INSTRUCTIONS FOR THE TASK — Reproduce the data below in full and exclude every picture.

SUPPLIED INFORMATION —

[START]

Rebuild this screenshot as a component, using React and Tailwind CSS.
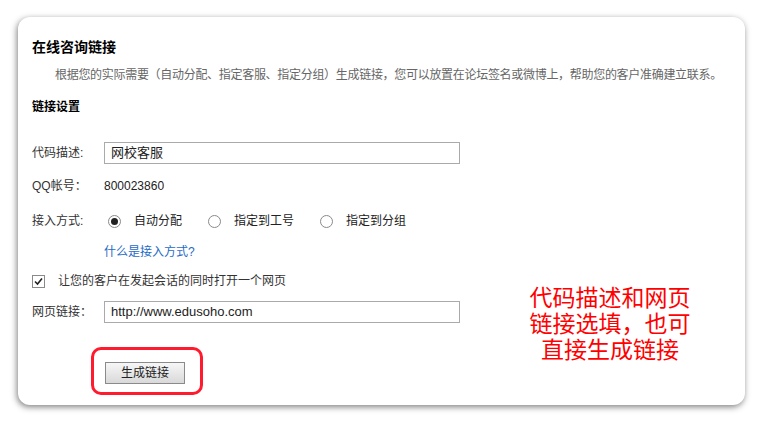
import React, { useState } from 'react'

const font = { fontFamily: '"Liberation Sans", "Noto Sans CJK SC", sans-serif' }

const Radio = ({ checked }) => (
  <span className="w-[13px] h-[13px] rounded-full border border-[#8a8a8a] bg-white flex items-center justify-center">
    {checked && <span className="w-[7px] h-[7px] rounded-full bg-[#222]" />}
  </span>
)

const App = () => {
  const [mode, setMode] = useState(0)
  const options = ['自动分配', '指定到工号', '指定到分组']

  return (
    <div className="w-[763px] h-[424px] bg-white pt-[17px] pl-[18px]" style={font}>
      <div className="relative w-[727px] h-[388px] bg-white rounded-[12px] shadow-[-1px_2px_6px_rgba(0,0,0,0.5)] pt-[20px] pl-[14px] text-[12px] text-[#333]">
        <h2 className="text-[14px] leading-[20px] font-bold text-black">在线咨询链接</h2>
        <p className="mt-[8px] leading-[20px] text-[#666] pl-[23px] tracking-[-0.3px]">
          根据您的实际需要（自动分配、指定客服、指定分组）生成链接，您可以放置在论坛签名或微博上，帮助您的客户准确建立联系。
        </p>
        <h3 className="mt-[12px] leading-[20px] font-bold text-black">链接设置</h3>

        <div className="mt-[25px] flex items-center h-[22px]">
          <span className="w-[72px]">代码描述:</span>
          <div className="w-[356px] h-[22px] border border-[#aaa] px-[6px] flex items-center text-[13px] text-[#222]">网校客服</div>
        </div>

        <div className="mt-[11px] flex items-center h-[22px]">
          <span className="w-[72px]">QQ帐号：</span>
          <span className="text-[#222]">800023860</span>
        </div>

        <div className="mt-[13px] flex items-center h-[22px]">
          <span className="w-[72px]">接入方式:</span>
          <div className="flex items-center pl-[4px]">
            {options.map((o, i) => (
              <label key={o} onClick={() => setMode(i)} className="flex items-center mr-[26px] cursor-pointer">
                <Radio checked={mode === i} />
                <span className="ml-[13px] text-[#222]">{o}</span>
              </label>
            ))}
          </div>
        </div>

        <div className="mt-[10px] pl-[72px] leading-[20px]">
          <a href="#" className="text-[#1e6bc6]">什么是接入方式?</a>
        </div>

        <div className="mt-[9px] flex items-center h-[20px]">
          <span className="w-[13px] h-[13px] border border-[#8a8a8a] flex items-center justify-center">
            <svg width="9" height="9" viewBox="0 0 9 9">
              <path d="M1 4.5 L3.5 7 L8 1.5" fill="none" stroke="#222" strokeWidth="1.6" />
            </svg>
          </span>
          <span className="ml-[13px]">让您的客户在发起会话的同时打开一个网页</span>
        </div>

        <div className="mt-[10px] flex items-center h-[22px]">
          <span className="w-[72px]">网页链接：</span>
          <div className="w-[356px] h-[22px] border border-[#aaa] px-[6px] flex items-center text-[13px] text-[#222]">http://www.edusoho.com</div>
        </div>

        <div className="mt-[24px] ml-[59px] w-[112px] h-[48px] border-[3px] border-[#ff1a2e] rounded-[10px] pt-[12px] pl-[11px]">
          <button className="w-[80px] h-[22px] border border-[#8a8a8a] bg-gradient-to-b from-[#f7f7f7] to-[#d9d9d9] text-[12px] text-[#222] flex items-center justify-center">
            生成链接
          </button>
        </div>

        <div className="absolute left-[502px] top-[268px] w-[180px] text-center text-[23px] leading-[26px] text-[#ff0000]">
          代码描述和网页<br />链接选填，也可<br />直接生成链接
        </div>
      </div>
    </div>
  )
}

export default App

[END]

RESULT FOR THIS TASK —
Rebuild this screenshot as a component, using React and Tailwind CSS.
import React, { useState } from 'react'

const font = { fontFamily: '"Liberation Sans", "Noto Sans CJK SC", sans-serif' }

const Radio = ({ checked }) => (
  <span className="w-[13px] h-[13px] rounded-full border border-[#8a8a8a] bg-white flex items-center justify-center">
    {checked && <span className="w-[7px] h-[7px] rounded-full bg-[#222]" />}
  </span>
)

const App = () => {
  const [mode, setMode] = useState(0)
  const options = ['自动分配', '指定到工号', '指定到分组']

  return (
    <div className="w-[763px] h-[424px] bg-white pt-[17px] pl-[18px]" style={font}>
      <div className="relative w-[727px] h-[388px] bg-white rounded-[12px] shadow-[-1px_2px_6px_rgba(0,0,0,0.5)] pt-[20px] pl-[14px] text-[12px] text-[#333]">
        <h2 className="text-[14px] leading-[20px] font-bold text-black">在线咨询链接</h2>
        <p className="mt-[8px] leading-[20px] text-[#666] pl-[23px] tracking-[-0.3px]">
          根据您的实际需要（自动分配、指定客服、指定分组）生成链接，您可以放置在论坛签名或微博上，帮助您的客户准确建立联系。
        </p>
        <h3 className="mt-[12px] leading-[20px] font-bold text-black">链接设置</h3>

        <div className="mt-[25px] flex items-center h-[22px]">
          <span className="w-[72px]">代码描述:</span>
          <div className="w-[356px] h-[22px] border border-[#aaa] px-[6px] flex items-center text-[13px] text-[#222]">网校客服</div>
        </div>

        <div className="mt-[11px] flex items-center h-[22px]">
          <span className="w-[72px]">QQ帐号：</span>
          <span className="text-[#222]">800023860</span>
        </div>

        <div className="mt-[13px] flex items-center h-[22px]">
          <span className="w-[72px]">接入方式:</span>
          <div className="flex items-center pl-[4px]">
            {options.map((o, i) => (
              <label key={o} onClick={() => setMode(i)} className="flex items-center mr-[26px] cursor-pointer">
                <Radio checked={mode === i} />
                <span className="ml-[13px] text-[#222]">{o}</span>
              </label>
            ))}
          </div>
        </div>

        <div className="mt-[10px] pl-[72px] leading-[20px]">
          <a href="#" className="text-[#1e6bc6]">什么是接入方式?</a>
        </div>

        <div className="mt-[9px] flex items-center h-[20px]">
          <span className="w-[13px] h-[13px] border border-[#8a8a8a] flex items-center justify-center">
            <svg width="9" height="9" viewBox="0 0 9 9">
              <path d="M1 4.5 L3.5 7 L8 1.5" fill="none" stroke="#222" strokeWidth="1.6" />
            </svg>
          </span>
          <span className="ml-[13px]">让您的客户在发起会话的同时打开一个网页</span>
        </div>

        <div className="mt-[10px] flex items-center h-[22px]">
          <span className="w-[72px]">网页链接：</span>
          <div className="w-[356px] h-[22px] border border-[#aaa] px-[6px] flex items-center text-[13px] text-[#222]">http://www.edusoho.com</div>
        </div>

        <div className="mt-[24px] ml-[59px] w-[112px] h-[48px] border-[3px] border-[#ff1a2e] rounded-[10px] pt-[12px] pl-[11px]">
          <button className="w-[80px] h-[22px] border border-[#8a8a8a] bg-gradient-to-b from-[#f7f7f7] to-[#d9d9d9] text-[12px] text-[#222] flex items-center justify-center">
            生成链接
          </button>
        </div>

        <div className="absolute left-[502px] top-[268px] w-[180px] text-center text-[23px] leading-[26px] text-[#ff0000]">
          代码描述和网页<br />链接选填，也可<br />直接生成链接
        </div>
      </div>
    </div>
  )
}

export default App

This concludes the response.